What are Christians to say to people who go through such things? Is it true that children are raped with impunity? Impunity means “exemption or freedom from punishment.” I looked it up.
This CNN article describes the awful situation in Afghanistan. According to the article, serial rapists who prey on women and children have no fear of consequences. One family says they will commit suicide unless justice is served.
The young Afghan girl sits in the center of the room, weeping. Using her hand and her blue scarf to hide her face, she recounts how she was brutally raped by five gunmen.
The 12-year-old girl, gang-raped in Afghanistan, weeps as her family demands justice.
The girl’s tragic case is one of many in war-torn Afghanistan, activists say.
The 12-year-old girl’s family members say they’ll take their own lives unless justice is served.
“We will all commit suicide; this is not living,” cries the mother of the girl, whose gang-rape occurred in Northern Afghanistan.
The girl’s adolescent voice pleads for help from Hamid Karzai, the president of Afghanistan.
The girl’s elderly and immobilized father trembles and can only raise a quivering hand as he sobs. He is rendered helpless in a country where a man’s dignity and honor is protecting his family.
Her little brother sits in the back, far too young to understand the situation but still traumatized by the devastated cries around him. He wipes away his tears.
The children’s mother sobs. “We’ve been violated. We can’t live our lives. We can’t sit. We can’t sleep at night,” she says.
The need for a careful Christian answer to the question of how to deal with unrepentant offenders is increasingly evident.
Before speaking, Christians should consider what Holocaust survivor Ellie Wiesel said about responding to evil. After describing what it was like being imprisoned at Auschwitz—where he had to decide whether or not to continue giving his father food, or to assume that his father was not going to live and to eat the food himself—Wiesel reflected,
Sometimes I am asked if I know ‘the response to Auschwitz’; I answer that not only do I not know it, but that I don’t even know if a tragedy of this magnitude has a response. What I do know is that there is ‘response’ in responsibility. When we speak of this era of evil and darkness, so close and yet so distant, ‘responsibility’ is the key word.
Wiesel is right.
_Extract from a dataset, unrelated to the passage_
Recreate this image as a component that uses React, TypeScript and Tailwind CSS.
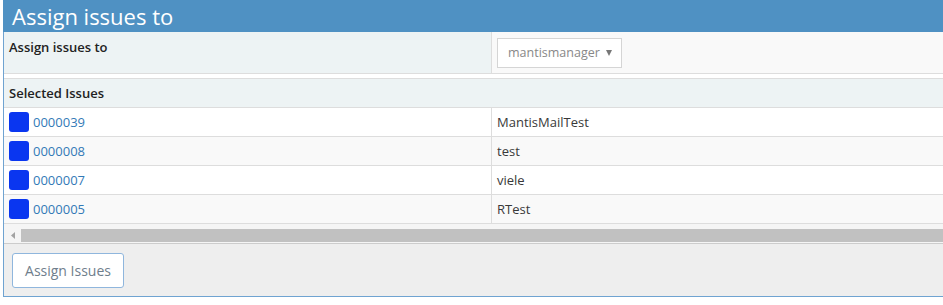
import React from "react";

const issues = [
  { id: "0000039", summary: "MantisMailTest" },
  { id: "0000008", summary: "test" },
  { id: "0000007", summary: "viele" },
  { id: "0000005", summary: "RTest" },
];

export default function App() {
  return (
    <div className="w-[943px] h-[305px] bg-white" style={{ fontFamily: '"Open Sans", sans-serif' }}>
      <div className="ml-[3px] border-l border-b border-[#6fa3d1] flex flex-col">
        <div className="h-[32px] bg-[#4f91c3] flex items-center pl-[9px] -ml-px">
          <span className="text-white text-[22px] leading-none">Assign issues to</span>
        </div>
        <div className="flex h-[42px] border-b border-[#dddddd]">
          <div className="w-[488px] bg-[#edf3f4] border-r border-[#dddddd] pl-[5px] pt-[6px] text-[13px] font-semibold text-[#222]">
            Assign issues to
          </div>
          <div className="flex-1 bg-[#f9f9f9] pl-[5px] pt-[6px]">
            <div className="w-[125px] h-[30px] border border-[#d5d5d5] bg-white flex items-center justify-between pl-[10px] pr-[9px]">
              <span className="text-[12.5px] text-[#888]">mantismanager</span>
              <svg width="6" height="6" viewBox="0 0 6 6"><path d="M0 0 L6 0 L3 6 Z" fill="#777" /></svg>
            </div>
          </div>
        </div>
        <div className="h-[5px] bg-white border-b border-[#dddddd]" />
        <div className="h-[29px] bg-[#edf3f4] border-b border-[#dddddd] flex items-center pl-[5px] pt-[2px] text-[13px] font-semibold text-[#222]">
          Selected Issues
        </div>
        {issues.map((it, i) => (
          <div
            key={it.id}
            className={`flex h-[29px] border-b border-[#dddddd] ${i % 2 === 0 ? "bg-white" : "bg-[#f9f9f9]"}`}
          >
            <div className="w-[488px] border-r border-[#dddddd] flex items-center pl-[5px]">
              <span className="w-[20px] h-[20px] rounded-[3px] bg-[#0a36f0] mr-[4px]" />
              <span className="text-[13px] text-[#337ab7] pt-[2px]">{it.id}</span>
            </div>
            <div className="flex-1 flex items-center pl-[5px] pt-[2px] text-[13px] text-[#393939]">{it.summary}</div>
          </div>
        ))}
        <div className="h-[5px] bg-[#f5f5f5]" />
        <div className="h-[13px] bg-[#f5f5f5] flex items-center">
          <div className="w-[17px] flex items-center justify-center">
            <svg width="4" height="7" viewBox="0 0 4 7"><path d="M4 0 L0 3.5 L4 7 Z" fill="#a3a3a3" /></svg>
          </div>
          <div className="flex-1 h-[13px] bg-[#c1c1c1]" />
        </div>
        <div className="h-[2px] bg-[#f5f5f5] border-b border-[#cccccc]" />
        <div className="h-[52px] bg-[#eeeeee] flex items-center pl-[8px]">
          <button className="w-[112px] h-[35px] border border-[#8fb6dd] rounded-[3px] bg-white text-[14px] text-[#6f7e8c]">
            Assign Issues
          </button>
        </div>
      </div>
    </div>
  );
}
We must speak to these questions responsibly.
My prayer is that Unpacking Forgiveness will speak responsibly to victims like this.
Most of all, let us pray more fervently, “Thy Kingdom come, they will be done, on earth as it is in heaven.”
Quick clarification to the original question, the one asked in the title …
Are you asking what the Christian response should be to children being raped in Afghanistan or are you asking what the Christian response should be if this was your family experiencing this trauma?
Good question. Sorry for the ambiguity. I was asking, “How should Christians speak to victims who are struggling with bitterness and rage?”